The Championship Course along which the Boat Race is contested

Oxford won the toss and elected to start from the Surrey station, handing the Middlesex side of the river to Cambridge. In an "unpleasant drizzle", the umpire Burnell started the race at 12:30 p.m. The Light Blues made a "smoother start" but were marginally out-rated by Oxford who held a one-third length lead after a minute. They extended their lead to two-thirds of a length by Craven Steps but the bend in the river favoured Cambridge, and their lead was halved. By the Mile Post, the Dark Blues led by the length of a canvas.

Oxford's stroke Martineau responded to a push from Cambridge and were nearly a length ahead as both crews passed the Harrods Furniture Depository. Another spurt from the Light Blues saw the lead reduced to one-third of a length by the time the crews passed below Hammersmith Bridge in a record time. Reducing the stroke rate to cope with the rough water, Oxford had increased their lead to three-quarters of a length by Chiswick Eyot, yet were back to a half-length lead by Chiswick Steps as the Light Blues coped better in the conditions. Along Duke's Meadows Cambridge closed the gap and "the crews raced stroke for stroke", with the Light Blues taking the lead. The crews passed below Barnes Bridge with Cambridge holding a length's advantage and out-rated their opponents, who kept rowing to the end. Cambridge won by two lengths in a time of 19 minutes 9 seconds, their seventh consecutive victory and the eleventh in the previous twelve years. It was the fastest winning time since the 1924 race, and the fifth-fastest time in the history of the event.
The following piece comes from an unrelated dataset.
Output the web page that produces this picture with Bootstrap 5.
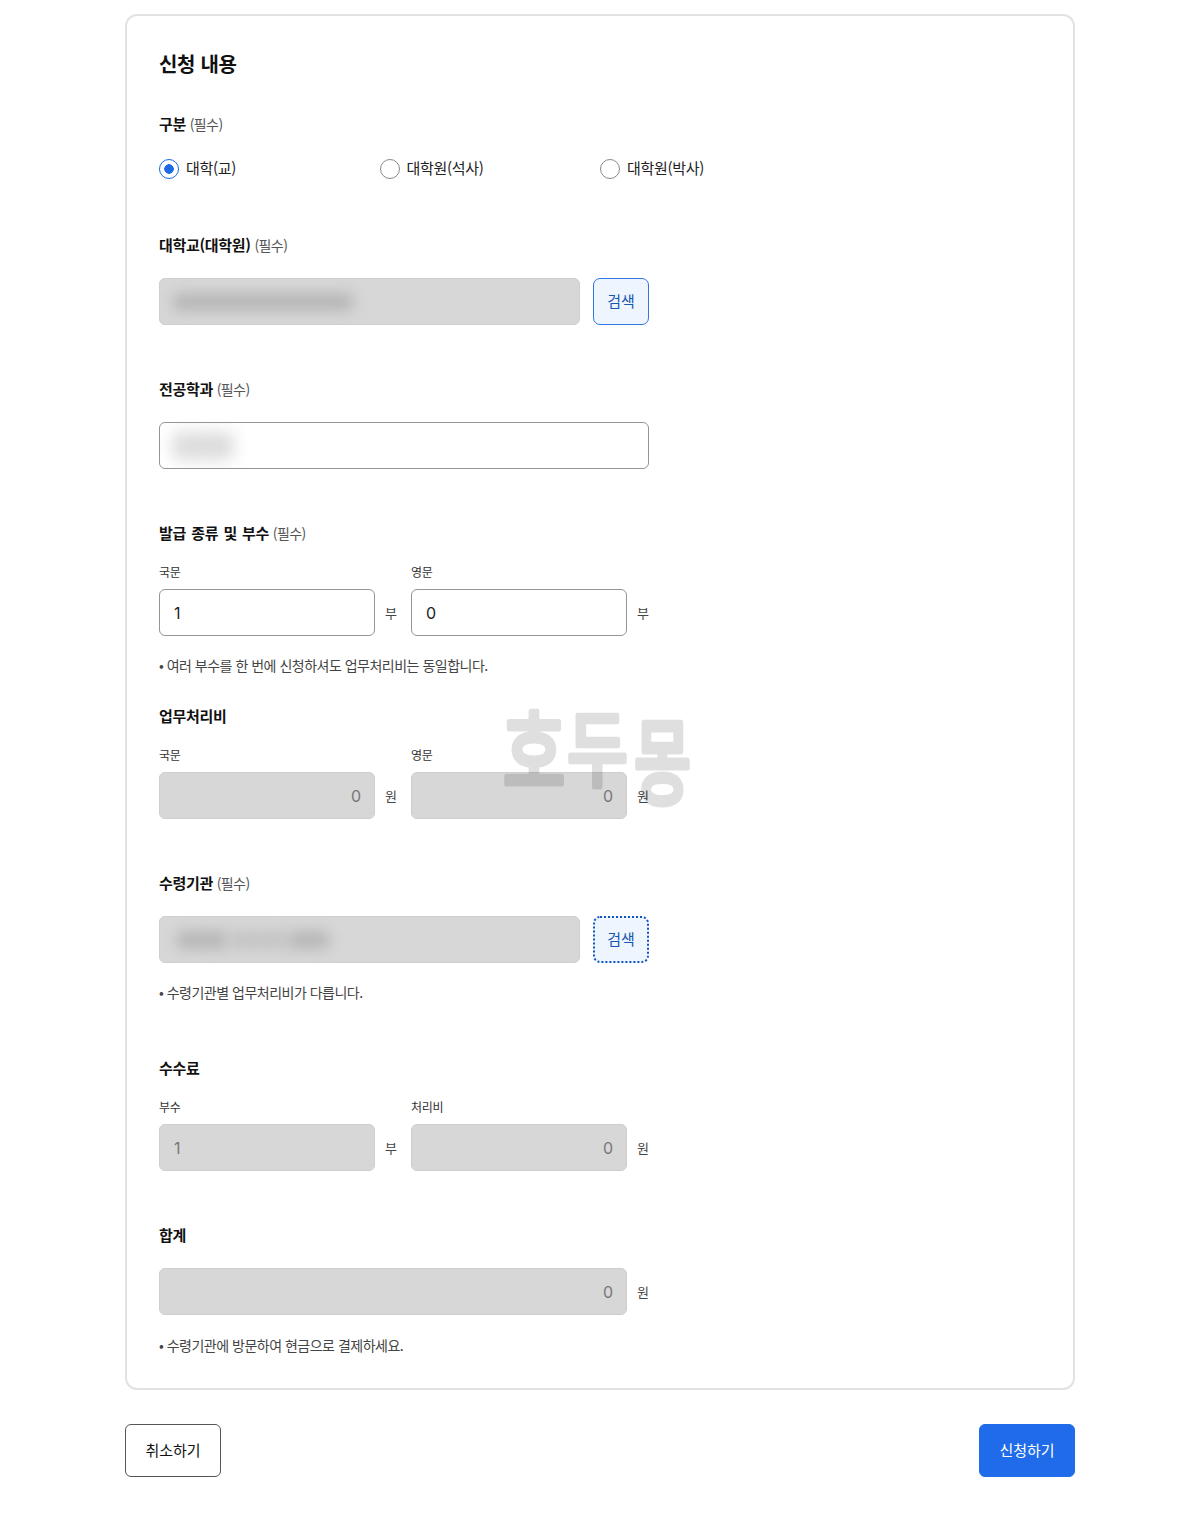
<!DOCTYPE html>
<html lang="ko">
<head>
  <meta charset="UTF-8" />
  <title>신청 내용</title>
  <link href="https://cdn.jsdelivr.net/npm/bootstrap@5.3.0/dist/css/bootstrap.min.css" rel="stylesheet">
  <style>
    body {
      background: #fff;
      color: #111;
      font-family: "Noto Sans CJK KR", "Noto Sans", sans-serif;
      letter-spacing: -0.3px;
    }
    .page-wrap { width: 950px; margin: 0 auto; padding: 14px 0 40px; position: relative; }
    .form-card { border: 2px solid #e2e2e2; border-radius: 12px; padding: 33px 32px; height: 1376px; }
    .form-title { font-size: 20px; font-weight: 700; line-height: 30px; margin: 0 0 34px; }
    .field-label { font-size: 15px; font-weight: 700; line-height: 22px; height: 22px; margin: 0; display: block; word-spacing: 1.3px; }
    .field-label small { font-size: 14px; font-weight: 400; color: #555; margin-left: -1.5px; letter-spacing: -0.6px; line-height: 1; }
    .sub-label { font-size: 12px; line-height: 18px; margin: 0 0 8px; color: #333; display: block; }
    .field-note { font-size: 14px; line-height: 20px; color: #444; margin: 19px 0 0; letter-spacing: -0.5px; }
    .note-low { margin-top: 20px; }
    .field { width: 490px; margin-bottom: 53px; }
    .field-tight { margin-bottom: 30px; }
    .field-wide { margin-bottom: 55px; }
    .field-gap { margin-top: 22px; }
    .sub-gap { margin-top: 19px; }

    .radio-row { display: grid; grid-template-columns: repeat(3, 220.5px); margin-top: 21.5px; height: 24px; width: 662px; margin-bottom: 53.5px; }
    .radio-item { display: flex; align-items: center; gap: 7px; font-size: 15px; color: #222; }
    .radio-item .form-check-input { width: 20px; height: 20px; margin: 0; border: 1.5px solid #8a8a8a; }
    .radio-item .form-check-input:checked {
      background-color: #fff;
      border-color: #1d6ae5;
      background-image: radial-gradient(circle, #1d6ae5 0 4.5px, transparent 5px);
    }

    .form-control.field-input {
      height: 47px;
      border: 1.5px solid #959595;
      border-radius: 6px;
      font-family: Inter, "Noto Sans", sans-serif;
      font-size: 16px;
      color: #222;
      padding: 0 13px 0 14px;
      letter-spacing: 0;
    }
    .form-control.field-input:disabled, .form-control.is-locked {
      background: #d7d7d7;
      border-color: #cecece;
      color: #777;
      opacity: 1;
    }
    .blur-box { display: flex; align-items: center; overflow: hidden; }
    .form-control.field-input.blur-box { padding: 0 12px; }
    .blur-bit { height: 18px; border-radius: 8px; background: #b6b6b6; filter: blur(7px); flex: none; }
    .blur-soft { background: #c4c4c4; }
    .blur-light { background: #dcdcdc; height: 28px; filter: blur(8px); }

    .btn.btn-find {
      width: 56px; height: 47px; padding: 0; flex: none;
      background: #eef5ff; border: 1.5px solid #2f76e0; border-radius: 7px;
      color: #1a56b0; font-size: 15px;
    }
    .btn.btn-find-focus { border: 2.5px dotted #0f56c4; }
    .pair { display: grid; grid-template-columns: 238px 238px; column-gap: 14px; }
    .unit-line { display: flex; align-items: center; gap: 10px; }
    .unit-line .form-control { flex: 1; min-width: 0; }
    .unit-text { font-size: 13px; color: #444; width: 12px; flex: none; white-space: nowrap; letter-spacing: 0; }

    .action-row { display: flex; justify-content: space-between; margin-top: 34px; }
    .btn.btn-action { width: 96px; height: 53px; padding: 0; border-radius: 6px; font-size: 15px; }
    .btn.btn-cancel { background: #fff; border: 1.5px solid #555; color: #111; }
    .btn.btn-apply { background: #1f6bea; border: 1px solid #1f6bea; color: #fff; }

    .stamp { position: absolute; left: 375px; top: 693px; pointer-events: none; overflow: visible; }
    .stamp text {
      font-family: "Noto Sans CJK KR", sans-serif;
      font-size: 72px; font-weight: 500; letter-spacing: 0;
      stroke: #000; stroke-width: 4; stroke-linejoin: round; stroke-linecap: round;
    }
  </style>
</head>
<body>
  <div class="page-wrap">
    <form class="form-card bg-white">
      <h2 class="form-title">신청 내용</h2>

      <label class="field-label">구분 <small>(필수)</small></label>
      <div class="radio-row">
        <label class="radio-item"><input class="form-check-input" type="radio" name="kind" checked>대학(교)</label>
        <label class="radio-item"><input class="form-check-input" type="radio" name="kind">대학원(석사)</label>
        <label class="radio-item"><input class="form-check-input" type="radio" name="kind">대학원(박사)</label>
      </div>

      <div class="field">
        <label class="field-label">대학교(대학원) <small>(필수)</small></label>
        <div class="d-flex field-gap" style="gap: 13px">
          <div class="form-control field-input is-locked blur-box">
            <div class="blur-bit" style="width: 182px"></div>
          </div>
          <button type="button" class="btn btn-find">검색</button>
        </div>
      </div>

      <div class="field">
        <label class="field-label">전공학과 <small>(필수)</small></label>
        <div class="form-control field-input blur-box field-gap">
          <div class="blur-bit blur-light" style="width: 62px"></div>
        </div>
      </div>

      <div class="field field-tight">
        <label class="field-label">발급 종류 및 부수 <small>(필수)</small></label>
        <div class="pair sub-gap">
          <div>
            <span class="sub-label">국문</span>
            <div class="unit-line"><input class="form-control field-input" value="1"><span class="unit-text">부</span></div>
          </div>
          <div>
            <span class="sub-label">영문</span>
            <div class="unit-line"><input class="form-control field-input" value="0"><span class="unit-text">부</span></div>
          </div>
        </div>
        <p class="field-note">• 여러 부수를 한 번에 신청하셔도 업무처리비는 동일합니다.</p>
      </div>

      <div class="field">
        <label class="field-label">업무처리비</label>
        <div class="pair sub-gap">
          <div>
            <span class="sub-label">국문</span>
            <div class="unit-line"><input class="form-control field-input text-end" value="0" disabled><span class="unit-text">원</span></div>
          </div>
          <div>
            <span class="sub-label">영문</span>
            <div class="unit-line"><input class="form-control field-input text-end" value="0" disabled><span class="unit-text">원</span></div>
          </div>
        </div>
      </div>

      <div class="field field-wide">
        <label class="field-label">수령기관 <small>(필수)</small></label>
        <div class="d-flex field-gap" style="gap: 13px">
          <div class="form-control field-input is-locked blur-box">
            <div class="blur-bit" style="width: 52px; margin-left: 4px"></div>
            <div class="blur-bit blur-soft" style="width: 60px"></div>
            <div class="blur-bit" style="width: 42px"></div>
          </div>
          <button type="button" class="btn btn-find btn-find-focus">검색</button>
        </div>
        <p class="field-note">• 수령기관별 업무처리비가 다릅니다.</p>
      </div>

      <div class="field">
        <label class="field-label">수수료</label>
        <div class="pair sub-gap">
          <div>
            <span class="sub-label">부수</span>
            <div class="unit-line"><input class="form-control field-input" value="1" disabled><span class="unit-text">부</span></div>
          </div>
          <div>
            <span class="sub-label">처리비</span>
            <div class="unit-line"><input class="form-control field-input text-end" value="0" disabled><span class="unit-text">원</span></div>
          </div>
        </div>
      </div>

      <div class="field mb-0">
        <label class="field-label">합계</label>
        <div class="unit-line field-gap"><input class="form-control field-input text-end" value="0" disabled><span class="unit-text">원</span></div>
        <p class="field-note note-low">• 수령기관에 방문하여 현금으로 결제하세요.</p>
      </div>
    </form>

    <div class="action-row">
      <button type="button" class="btn btn-action btn-cancel">취소하기</button>
      <button type="button" class="btn btn-action btn-apply">신청하기</button>
    </div>

    <svg class="stamp" width="200" height="120" viewBox="0 0 200 120">
      <g opacity="0.12">
        <text transform="translate(3 92) scale(.94 1.25)">호</text>
        <text transform="translate(67 87) scale(.92 1.15)">두</text>
        <text transform="translate(134 104) scale(.86 1.3)">몽</text>
      </g>
    </svg>
  </div>
  <script src="https://cdn.jsdelivr.net/npm/bootstrap@5.3.0/dist/js/bootstrap.bundle.min.js"></script>
</body>
</html>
The rowing correspondent for The Times suggested that "this year was one of the exceptional years by which the vast crowds who swarm on the towpath are more than rewarded for the years of waiting, and moreover Cambridge men as well as Oxford will rejoice to see so fine a courage and skill once more animating a losing crew". During the course of the race, a spectator boat became waterlogged, resulting in eight people being taken to hospital.